[Pdx-pm] Designing a C library specifically for HLL binding

Eric Wilhelm enobacon at gmail.com
Thu Oct 30 13:07:37 PDT 2008


Hi all,

I'm working on adding .dwg support to VectorSection 
(http://vectorsection.org/), which will involve 
a lot of twiddly bitwise navigation, seeks, unpacks and such of the 
binary format.  It is also likely to hit a wall on speed rather quickly 
in Perl, but the code is also likely to be forced into looking like "C 
with dollar signs" because of the low-level nature of the task.

I'm thinking that perhaps the way to go is to implement small parts in 
C, probably involving Inline to hook them into the Perl code.

Keep in mind that I don't like C well enough to convince myself that 
I "know" it.  Or rather, I don't want to spend all of my development 
time dealing with memory allocation.  And just to keep things 
interesting, almost all of the data involved is going to be arrays and 
arrays of arrays.

I'm wondering if someone can give me some feedback on how this would 
work and/or point me at some examples or reading material.

My thought is that the C functions would all have one of the following 
signatures:

  bool gets_complex_data(source_struct, dest_struct);
  int  gets_simple_data(source_struct); 

Where 'source_struct' is a pointer to a struct which essentially 
contains just the filehandle and maybe a bit of positional data (the 
input is stateful.)  Then dest_struct is block allocated.  The HLL 
binding would then be doing all of the memory allocation (part of the 
plan being to minimize the memory footprint, but also to make 
a 'Perlish' API.)

I suppose this same scheme could be applied to a streaming processor in 
C.  As I'm currently imagining it, the XS for extracting a polygon 
would resemble:

  int i;
  int points;
  pointstruct a_point;
  points = get_polygon_point_count(input);
  for(i=0; i < points; i++) {
    if(get_polygon_point(input, i, a_point)) {
      // do something with a_point
    }
    else {
      // fail, retry, whatever
    }
  }

Where "do something" in this case is to create an AV and push it to 
the 'points' AV in the HV which gets returned.  Thus, the library only 
sets values in the pre-allocated temporary 'a_point' struct and the 
rest of the memory management happens within the Perl interpreter.  
Thus, the Perl code will be somewhat buffered from the fine-grained 
details of "$pts = number_of_points" and "foreach (0..$pts) {...}".
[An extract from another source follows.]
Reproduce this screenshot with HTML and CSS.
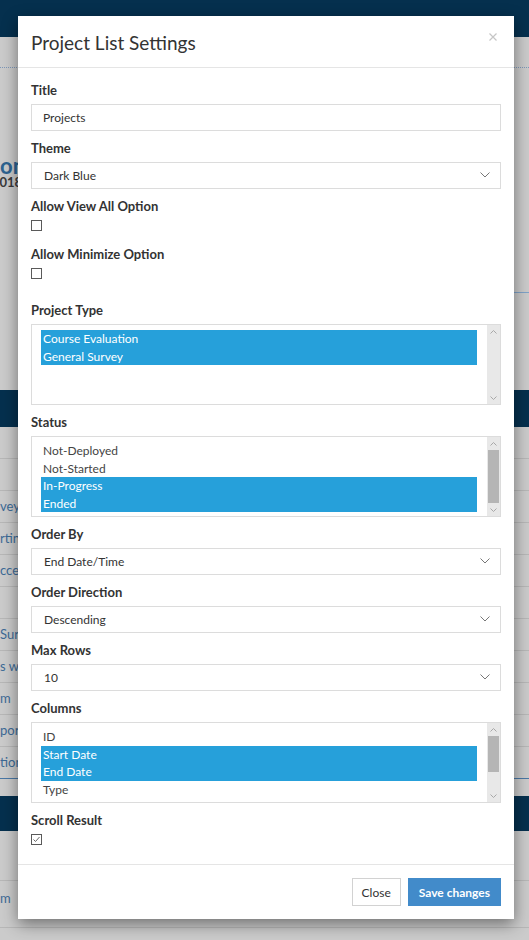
FILE: index.html
```html
<html>

<head>
	<title>Project List Settings</title>
	<link rel="stylesheet" href="styles.css">
</head>
<body>
	<div class="page">
		<div class="topbar"></div>
		<div class="crumbs"></div>
		<div class="welcome">
			<h1>on</h1>
			<p>2018</p>
		</div>
		<div class="side-rule"></div>
		<div class="band"></div>
		<div class="grid">
			<div class="grid-row"></div>
			<div class="grid-row"></div>
			<div class="grid-row">veys</div>
			<div class="grid-row">rtin</div>
			<div class="grid-row">cces</div>
			<div class="grid-row"></div>
			<div class="grid-row">Surv</div>
			<div class="grid-row">s wi</div>
			<div class="grid-row">m</div>
			<div class="grid-row">port</div>
			<div class="grid-row">tion</div>
		</div>
		<div class="band band-low"></div>
		<div class="grid">
			<div class="grid-row grid-row-tall"></div>
			<div class="grid-row grid-row-last">m</div>
		</div>
	</div>

	<div class="modal">
		<div class="modal-header">
			<h4 class="modal-title">Project List Settings</h4>
			<button type="button" class="close-x" aria-label="Close">
				<svg width="8" height="8" viewBox="0 0 8 8"><path d="M0.5 0.5L7.5 7.5M7.5 0.5L0.5 7.5" stroke="#c6c6c6" stroke-width="1.2" fill="none"/></svg>
			</button>
		</div>
		<div class="modal-body">
			<div class="form-group">
				<label>Title</label>
				<input type="text" class="form-control" value="Projects">
			</div>
			<div class="form-group">
				<label>Theme</label>
				<div class="select-wrap">
					<select class="form-control"><option>Dark Blue</option></select>
					<svg class="caret" width="10" height="6" viewBox="0 0 10 6"><path d="M0.5 0.5L5 5L9.5 0.5" stroke="#777" stroke-width="1" fill="none"/></svg>
				</div>
			</div>
			<div class="form-group">
				<label>Allow View All Option</label>
				<div class="check-row"><span class="check"></span></div>
			</div>
			<div class="form-group form-group-spaced">
				<label>Allow Minimize Option</label>
				<div class="check-row"><span class="check"></span></div>
			</div>
			<div class="form-group">
				<label>Project Type</label>
				<div class="listbox" role="listbox">
					<div class="options">
						<div class="opt selected">Course Evaluation</div>
						<div class="opt selected">General Survey</div>
					</div>
					<div class="scrollbar">
						<span class="arrow"><svg width="7" height="4" viewBox="0 0 7 4"><path d="M0.5 3.5L3.5 0.5L6.5 3.5" stroke="#a8a8a8" fill="none"/></svg></span>
						<span class="track"></span>
						<span class="arrow"><svg width="7" height="4" viewBox="0 0 7 4"><path d="M0.5 0.5L3.5 3.5L6.5 0.5" stroke="#a8a8a8" fill="none"/></svg></span>
					</div>
				</div>
			</div>
			<div class="form-group">
				<label>Status</label>
				<div class="listbox" role="listbox">
					<div class="options">
						<div class="opt">Not-Deployed</div>
						<div class="opt">Not-Started</div>
						<div class="opt selected">In-Progress</div>
						<div class="opt selected">Ended</div>
					</div>
					<div class="scrollbar">
						<span class="arrow"><svg width="7" height="4" viewBox="0 0 7 4"><path d="M0.5 3.5L3.5 0.5L6.5 3.5" stroke="#a8a8a8" fill="none"/></svg></span>
						<span class="track"><span class="thumb" style="height:53px"></span></span>
						<span class="arrow"><svg width="7" height="4" viewBox="0 0 7 4"><path d="M0.5 0.5L3.5 3.5L6.5 0.5" stroke="#a8a8a8" fill="none"/></svg></span>
					</div>
				</div>
			</div>
			<div class="form-group">
				<label>Order By</label>
				<div class="select-wrap">
					<select class="form-control"><option>End Date/Time</option></select>
					<svg class="caret" width="10" height="6" viewBox="0 0 10 6"><path d="M0.5 0.5L5 5L9.5 0.5" stroke="#777" stroke-width="1" fill="none"/></svg>
				</div>
			</div>
			<div class="form-group">
				<label>Order Direction</label>
				<div class="select-wrap">
					<select class="form-control"><option>Descending</option></select>
					<svg class="caret" width="10" height="6" viewBox="0 0 10 6"><path d="M0.5 0.5L5 5L9.5 0.5" stroke="#777" stroke-width="1" fill="none"/></svg>
				</div>
			</div>
			<div class="form-group">
				<label>Max Rows</label>
				<div class="select-wrap">
					<select class="form-control"><option>10</option></select>
					<svg class="caret" width="10" height="6" viewBox="0 0 10 6"><path d="M0.5 0.5L5 5L9.5 0.5" stroke="#777" stroke-width="1" fill="none"/></svg>
				</div>
			</div>
			<div class="form-group">
				<label>Columns</label>
				<div class="listbox" role="listbox">
					<div class="options">
						<div class="opt">ID</div>
						<div class="opt selected">Start Date</div>
						<div class="opt selected">End Date</div>
						<div class="opt">Type</div>
						<div class="opt">Current Status</div>
					</div>
					<div class="scrollbar">
						<span class="arrow"><svg width="7" height="4" viewBox="0 0 7 4"><path d="M0.5 3.5L3.5 0.5L6.5 3.5" stroke="#a8a8a8" fill="none"/></svg></span>
						<span class="track"><span class="thumb" style="height:36px"></span></span>
						<span class="arrow"><svg width="7" height="4" viewBox="0 0 7 4"><path d="M0.5 0.5L3.5 3.5L6.5 0.5" stroke="#a8a8a8" fill="none"/></svg></span>
					</div>
				</div>
			</div>
			<div class="form-group form-group-last">
				<label>Scroll Result</label>
				<div class="check-row">
					<span class="check"><svg width="9" height="9" viewBox="0 0 9 9"><path d="M1.5 4.5L3.5 6.5L7.5 2" stroke="#666" stroke-width="1" fill="none"/></svg></span>
				</div>
			</div>
		</div>
		<div class="modal-footer">
			<button type="button" class="btn btn-default">Close</button>
			<button type="button" class="btn btn-primary">Save changes</button>
		</div>
	</div>
</body>

</html>
```

FILE: styles.css
```css
body { margin: 0; background: #cbcbcb; font-family: Lato, "Open Sans", sans-serif; color: #333; }

/* page behind the dialog */
.topbar { height: 37px; background: #05304e; }
.crumbs { height: 30px; border-bottom: 1px dotted #7d97b8; }
.welcome { padding-top: 88px; }
.welcome h1 { margin: 0; font-size: 22px; line-height: 20px; font-weight: 700; color: #2d6390; }
.welcome p { margin: 0; font-size: 13px; line-height: 13px; font-weight: 700; color: #3a3a3a; text-indent: -8px; }
.side-rule { height: 1px; margin: 103px 0 0 60%; background: #7fa3c8; }
.band { height: 37px; margin-top: 97px; background: #05304e; }
.band-low { height: 35px; margin-top: 17px; }
.grid-row { height: 31px; line-height: 31px; border-bottom: 1px solid #b7b7b7; font-size: 13px; color: #3d6a96; }
.grid-row:nth-child(11) { border-bottom-color: #4a78a6; }
.grid-row-tall { height: 49px; }
.grid-row-last { height: 46px; line-height: 34px; }

/* dialog */
.modal { position: absolute; top: 16px; left: 18px; width: 496px; background: #fff; box-shadow: 0 5px 15px rgba(0,0,0,.45); }
.modal-header { position: relative; height: 48px; padding: 3px 13px 0; border-bottom: 1px solid #e5e5e5; }
.modal-title { margin: 0; font-size: 19px; line-height: 48px; font-weight: 400; color: #333; }
.close-x { position: absolute; top: 17px; right: 17px; padding: 0; border: 0; background: none; line-height: 0; }
.modal-body { padding: 14px 13px 13px; }
.form-group { margin-bottom: 9px; }
.form-group-spaced { margin-bottom: 17px; }
.form-group-last { margin-bottom: 0; }
.form-group > label { display: block; margin-bottom: 5px; font-size: 13px; line-height: 17px; font-weight: 700; color: #333; }

.form-control { display: block; box-sizing: border-box; width: 100%; height: 27px; margin: 0; padding: 0 11px; border: 1px solid #dcdcdc; border-radius: 0; background: #fff; font-family: Lato, "Open Sans", sans-serif; font-size: 12px; color: #333; outline: none; }
.select-wrap { position: relative; }
.select-wrap select { -webkit-appearance: none; appearance: none; padding-left: 12px; }
.select-wrap .caret { position: absolute; top: 10px; right: 11px; }

.check-row { height: 17px; }
.check { display: flex; align-items: center; justify-content: center; box-sizing: border-box; width: 11px; height: 11px; margin-top: 3px; border: 1px solid #5a5a5a; background: #fff; }

.listbox { display: flex; box-sizing: border-box; height: 81px; border: 1px solid #dcdcdc; background: #fff; }
.options { flex: 1; padding: 5px 9px 0; overflow: hidden; }
.opt { padding-left: 2px; font-size: 12px; line-height: 17.5px; color: #444; white-space: nowrap; }
.opt.selected { background: #26a0da; color: #fff; }
.scrollbar { display: flex; flex-direction: column; width: 13px; margin-left: 1px; background: #e8e8e8; }
.arrow { display: flex; align-items: center; justify-content: center; height: 13px; }
.track { flex: 1; }
.thumb { display: block; margin: 0 1px; background: #b5b5b5; }

.modal-footer { display: flex; justify-content: flex-end; gap: 7px; padding: 13px; border-top: 1px solid #e5e5e5; }
.btn { height: 28px; padding: 0 9px; border: 1px solid #d2d2d2; border-radius: 0; font-family: Lato, "Open Sans", sans-serif; font-size: 12px; cursor: pointer; }
.btn-default { background: #fff; color: #333; }
.btn-primary { padding: 0 10px; border-color: #428bca; background: #428bca; color: #fff; font-weight: 700; font-size: 12px; }
```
Now remember, I only know enough C to be dangerously amusing.  But, I 
have never heard of a C library being created specifically for binding 
to an HLL interpreter, so I might be lacking the vocabulary needed to 
clarify what I think I'm trying to do. Part of the goal here would be 
to allow it to be easily bound to various other interpreters - hence 
not simply a big XS library.

So, is this making any sense?  Seem like a reasonable approach?  Can 
anyone point me to a codebase which does something similar?  And 
possibly a Perl binding?

Thanks,
Eric
-- 
I arise in the morning torn between a desire to improve the world and a
desire to enjoy the world. This makes it hard to plan the day.